While inspiration gives you the extra gumption to bust through walls, you need to balance it with humility -- to know that to make something unbelievable happen, you have to ask for help. This brings me to my longstanding connection with Dell: I wanted to be like Michael -- to be the kid that could build a multibillion-dollar company out of nothing. So I went for the guy who taught Michael what he knew, former McCombs Dean George Kozmetsky, and asked him to mentor me, too.
It was a wild ride, and though I almost ran the company into the ground as I figured out how to make it work, we were ultimately successful. One once-in-a-lifetime opportunity that led to the next, and the next. As my career unfolded, meditation became a cornerstone of my life, helping me cut through the doubters and to stay deeply focused on my purpose.
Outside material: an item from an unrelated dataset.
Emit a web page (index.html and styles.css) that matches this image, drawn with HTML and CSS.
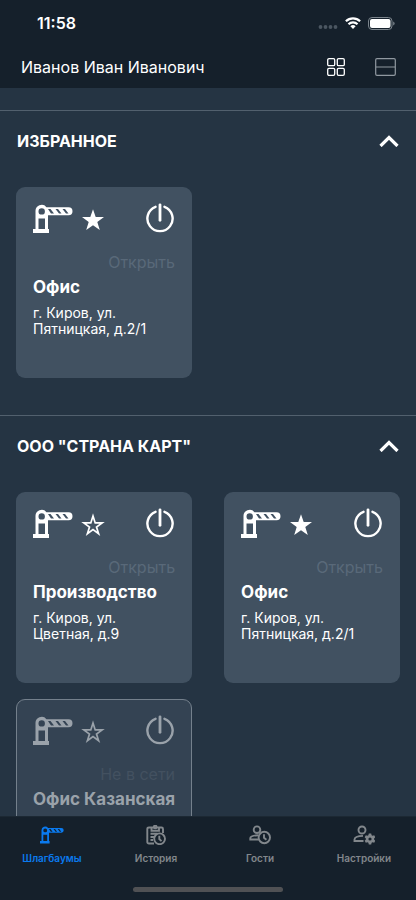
FILE: index.html
```html
<!DOCTYPE html>
<html lang="ru">
<head>
<meta charset="utf-8">
<meta name="viewport" content="width=device-width, initial-scale=1">
<title>Шлагбаумы</title>
<link rel="stylesheet" href="styles.css">
</head>
<body>
<svg class="sprite" aria-hidden="true">
  <symbol id="barrier" viewBox="0 0 40 30">
    <path fill="currentColor" fill-rule="evenodd" d="M2.500 7.500A6.200 6.200 0 0 1 13.500 3.200H35.500a4 4 0 0 1 0 8H15V25h1v4H0V25h2.500zM5.500 14.500V25h6.500V14.500zM8.700 4.200a3.200 3.200 0 1 0 0 6.400a3.200 3.200 0 1 0 0-6.400zM15 5h2.500l3.500 4.400H18zM22.500 5h2.500l3.500 4.400H26zM29.500 5h2.500l3.500 4.400H33z"/>
  </symbol>
  <symbol id="star" viewBox="0 0 24 24">
    <path fill="currentColor" d="M12 1.200l2.700 7.900h8.300l-6.700 4.900 2.500 8L12 17.200 5.200 22l2.500-8L1 9.100h8.300z"/>
  </symbol>
  <symbol id="star-empty" viewBox="0 0 24 24">
    <path fill="none" stroke="currentColor" stroke-width="1.700" d="M12 3l2.200 6.900h7l-5.700 4.200 2.100 6.600L12 16.500l-5.600 4.200 2.100-6.600-5.700-4.200h7z"/>
  </symbol>
  <symbol id="power" viewBox="0 0 30 30">
    <path fill="none" stroke="currentColor" stroke-width="2.400" stroke-linecap="round" d="M10.500 3.800a12.600 12.600 0 1 0 9 0"/>
    <path fill="none" stroke="currentColor" stroke-width="2.800" stroke-linecap="round" d="M15 1.800v15.500"/>
  </symbol>
  <symbol id="chevron" viewBox="0 0 20 12">
    <path fill="none" stroke="currentColor" stroke-width="3.200" d="M1.500 11l8.500-8.500 8.500 8.500"/>
  </symbol>
</svg>

<header class="top">
  <div class="status">
    <time>11:58</time>
    <div class="signals">
      <svg width="20" height="4" viewBox="0 0 20 4"><g fill="#4b5661"><circle cx="2.500" cy="2" r="1.900"/><circle cx="7.500" cy="2" r="1.900"/><circle cx="12.500" cy="2" r="1.900"/><circle cx="17.500" cy="2" r="1.900"/></g></svg>
      <svg width="16" height="12" viewBox="0 0 16 12"><g fill="none" stroke="#fff" stroke-width="2.200"><path d="M.9 4.200a10.200 10.200 0 0 1 14.200 0"/><path d="M3.500 7.200a6.400 6.400 0 0 1 9 0"/></g><path fill="#fff" d="M5.400 9.300a3.700 3.700 0 0 1 5.200 0L8 12z"/></svg>
      <svg width="27" height="13" viewBox="0 0 27 13"><rect x=".5" y=".5" width="23.500" height="12" rx="3.500" fill="none" stroke="#7b848c"/><rect x="2" y="2" width="20.500" height="9" rx="2" fill="#fff"/><path fill="#7b848c" d="M25.200 4.500q1.400.6 1.400 2t-1.400 2z"/></svg>
    </div>
  </div>
  <div class="bar">
    <h1>Иванов Иван Иванович</h1>
    <button class="view view-on" aria-label="Плитка"><svg width="18" height="18" viewBox="0 0 18 18"><g fill="none" stroke="currentColor" stroke-width="1.300"><rect x=".7" y=".7" width="7" height="7" rx="1.300"/><rect x="10.300" y=".7" width="7" height="7" rx="1.300"/><rect x=".7" y="10.300" width="7" height="7" rx="1.300"/><rect x="10.300" y="10.300" width="7" height="7" rx="1.300"/></g></svg></button>
    <button class="view" aria-label="Список"><svg width="21" height="18" viewBox="0 0 21 18"><path fill="none" stroke="currentColor" stroke-width="1.200" d="M2 .7h17q1.300 0 1.300 1.300v14q0 1.300-1.300 1.300H2Q.7 17.300.7 16V2Q.7.7 2 .7zM.7 9h19.600"/></svg></button>
  </div>
</header>

<main class="content">
  <section class="group">
    <button class="group-head"><span>ИЗБРАННОЕ</span><svg class="chevron"><use href="#chevron"/></svg></button>
    <div class="cards">
      <article class="card">
        <div class="card-icons"><svg class="barrier"><use href="#barrier"/></svg><button class="fav" aria-label="В избранном"><svg class="star"><use href="#star"/></svg></button><button class="switch" aria-label="Открыть"><svg class="power"><use href="#power"/></svg></button></div>
        <p class="state">Открыть</p>
        <h2>Офис</h2>
        <p class="address">г. Киров, ул. Пятницкая, д.2/1</p>
      </article>
    </div>
  </section>
  <section class="group">
    <button class="group-head"><span>ООО "СТРАНА КАРТ"</span><svg class="chevron"><use href="#chevron"/></svg></button>
    <div class="cards">
      <article class="card">
        <div class="card-icons"><svg class="barrier"><use href="#barrier"/></svg><button class="fav" aria-label="В избранное"><svg class="star"><use href="#star-empty"/></svg></button><button class="switch" aria-label="Открыть"><svg class="power"><use href="#power"/></svg></button></div>
        <p class="state">Открыть</p>
        <h2>Производство</h2>
        <p class="address">г. Киров, ул. Цветная, д.9</p>
      </article>
      <article class="card">
        <div class="card-icons"><svg class="barrier"><use href="#barrier"/></svg><button class="fav" aria-label="В избранном"><svg class="star"><use href="#star"/></svg></button><button class="switch" aria-label="Открыть"><svg class="power"><use href="#power"/></svg></button></div>
        <p class="state">Открыть</p>
        <h2>Офис</h2>
        <p class="address">г. Киров, ул. Пятницкая, д.2/1</p>
      </article>
      <article class="card card-offline">
        <div class="card-icons"><svg class="barrier"><use href="#barrier"/></svg><button class="fav" aria-label="В избранное"><svg class="star"><use href="#star-empty"/></svg></button><button class="switch" aria-label="Не в сети"><svg class="power"><use href="#power"/></svg></button></div>
        <p class="state">Не в сети</p>
        <h2>Офис Казанская</h2>
      </article>
    </div>
  </section>
</main>

<footer class="bottom">
  <nav class="tabs">
    <a class="tab tab-on" href="#gates"><svg width="24" height="20" viewBox="0 -1 40 32"><use href="#barrier" width="40" height="30"/></svg>Шлагбаумы</a>
    <a class="tab" href="#history"><svg width="20" height="20" viewBox="0 0 20 20"><g fill="none" stroke="currentColor" stroke-width="1.900"><path d="M8 18.500H3q-1.700 0-1.700-1.500V4q0-1.500 1.700-1.500h12.500Q17 2.500 17 4v4"/><path d="M5.500 2.500v3.200h7.500V2.500"/><circle cx="9.200" cy="1.900" r="1.300"/><path d="M4.500 8.800h7M4.500 12h3.500M4.500 15h2.500"/><circle cx="13.600" cy="13.800" r="5.400"/><path d="M13.300 10.800v3.200l2.200 2.100"/></g></svg>История</a>
    <a class="tab" href="#guests"><svg width="22" height="20" viewBox="0 0 22 20"><g fill="none" stroke="currentColor" stroke-width="1.900"><circle cx="8" cy="4.700" r="3.300"/><path d="M9.500 14.500H1.300v-1.500Q1.500 10.500 9 10.200"/><circle cx="15.300" cy="12.500" r="5.700"/><path d="M15 9.300v3.500l2.400 2"/></g></svg>Гости</a>
    <a class="tab" href="#settings"><svg width="22" height="20" viewBox="0 0 22 20"><g fill="none" stroke="currentColor" stroke-width="1.900"><circle cx="9" cy="5" r="3.500"/><path d="M10.500 16H1.500V14.500q.3-3.400 8.500-3.600"/></g><path fill="currentColor" fill-rule="evenodd" d="M15.800 8.500h2.400l.4 1.700 1 .6 1.600-.6 1.100 2-1.200 1.200v1.200l1.200 1.200-1.100 2-1.600-.6-1 .6-.4 1.700h-2.400l-.4-1.700-1-.6-1.600.6-1.100-2 1.200-1.200v-1.200l-1.200-1.200 1.100-2 1.600.6 1-.6zM17 12.400a1.600 1.600 0 1 0 0 3.200a1.600 1.600 0 1 0 0-3.200z"/></svg>Настройки</a>
  </nav>
  <div class="home"></div>
</footer>
</body>
</html>
```
FILE: styles.css
```css
* {
  box-sizing: border-box;
}

body {
  margin: 0;
  height: 100vh;
  display: flex;
  flex-direction: column;
  background: #253443;
  color: #fff;
  font-family: Inter, "Liberation Sans", sans-serif;
}

h1, h2, p {
  margin: 0;
}

button {
  padding: 0;
  border: 0;
  background: none;
  color: inherit;
  font: inherit;
}

svg {
  display: block;
  flex: none;
}

.sprite {
  position: absolute;
  width: 0;
  height: 0;
}

.top {
  flex: none;
  background: #15202b;
}

.status {
  display: flex;
  justify-content: space-between;
  align-items: center;
  height: 46px;
  padding: 0 21px 0 37px;
}

.status time {
  font-size: 16px;
  font-weight: 600;
}

.signals {
  display: flex;
  align-items: center;
  gap: 7px;
}

.signals svg:first-child {
  margin-top: 8px;
}

.bar {
  display: flex;
  align-items: center;
  gap: 30px;
  height: 42px;
  padding: 0 20px 0 21px;
}

.bar h1 {
  flex: 1;
  font-size: 16px;
  font-weight: 400;
}

.view {
  color: #9098a0;
}

.view-on {
  color: #fff;
}

.content {
  flex: 1;
  min-height: 0;
  overflow: hidden;
  padding-top: 22px;
}

.group {
  border-top: 1px solid #52606e;
  padding-bottom: 37px;
}

.group-head {
  display: flex;
  justify-content: space-between;
  align-items: center;
  width: 100%;
  height: 60px;
  padding: 0 17px;
  font-size: 16px;
  font-weight: 700;
}

.chevron {
  width: 20px;
  height: 12px;
}

.cards {
  display: grid;
  grid-template-columns: 1fr 1fr;
  gap: 16px 32px;
  padding: 16px 16px 0;
}

.card {
  min-height: 191px;
  padding: 15px 16px;
  border: 1px solid transparent;
  border-radius: 9px;
  background: #415161;
  background-clip: border-box;
}

.card-icons {
  display: flex;
  align-items: flex-end;
  height: 31px;
}

.barrier {
  width: 40px;
  height: 30px;
}

.fav {
  margin: 0 0 2px 8px;
}

.star {
  width: 24px;
  height: 24px;
}

.switch {
  align-self: flex-start;
  margin-left: auto;
}

.power {
  width: 30px;
  height: 30px;
}

.state {
  margin-top: 17px;
  color: #596979;
  font-size: 16px;
  line-height: 22px;
  text-align: right;
}

.card h2 {
  margin-top: 2px;
  font-size: 17px;
  font-weight: 700;
  line-height: 24px;
  white-space: nowrap;
}

.address {
  margin-top: 6px;
  font-size: 14px;
  line-height: 16px;
}

.card-offline {
  border-color: #74808c;
  background: #344353;
  color: #9aa2aa;
}

.card-offline .state {
  color: #435160;
}

.bottom {
  flex: none;
  height: 84px;
  display: flex;
  flex-direction: column;
  align-items: center;
  justify-content: space-between;
  padding: 8px 0;
  background: #15202b;
  border-top: 1px solid #1c2833;
}

.tabs {
  display: flex;
  width: 100%;
}

.tab {
  flex: 1;
  display: flex;
  flex-direction: column;
  align-items: center;
  gap: 6px;
  color: #82878c;
  font-size: 10px;
  font-weight: 600;
  line-height: 14px;
  text-decoration: none;
}

.tab-on {
  color: #0a7aef;
}

.home {
  width: 36%;
  height: 5px;
  border-radius: 3px;
  background: #505154;
}
```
In 2011, I was invited to attend the second annual Dell Women's Entrepreneur Network event in Rio de Janerio. I was at a turning point in my career, having sold two businesses and worked in both television and policy, and as I witnessed the fundamental ways Dell's team rolled up its sleeves and invested in entrepreneurs, it hit me: We, as entrepreneurs, will turn our global economy around, but the real key will be to see things through a new set of eyes -- the eyes of women. As I sat quietly on the plane ride home, it became as clear as day: Everything I've done to date was gearing me up to empower a billion women entrepreneurs by 2020.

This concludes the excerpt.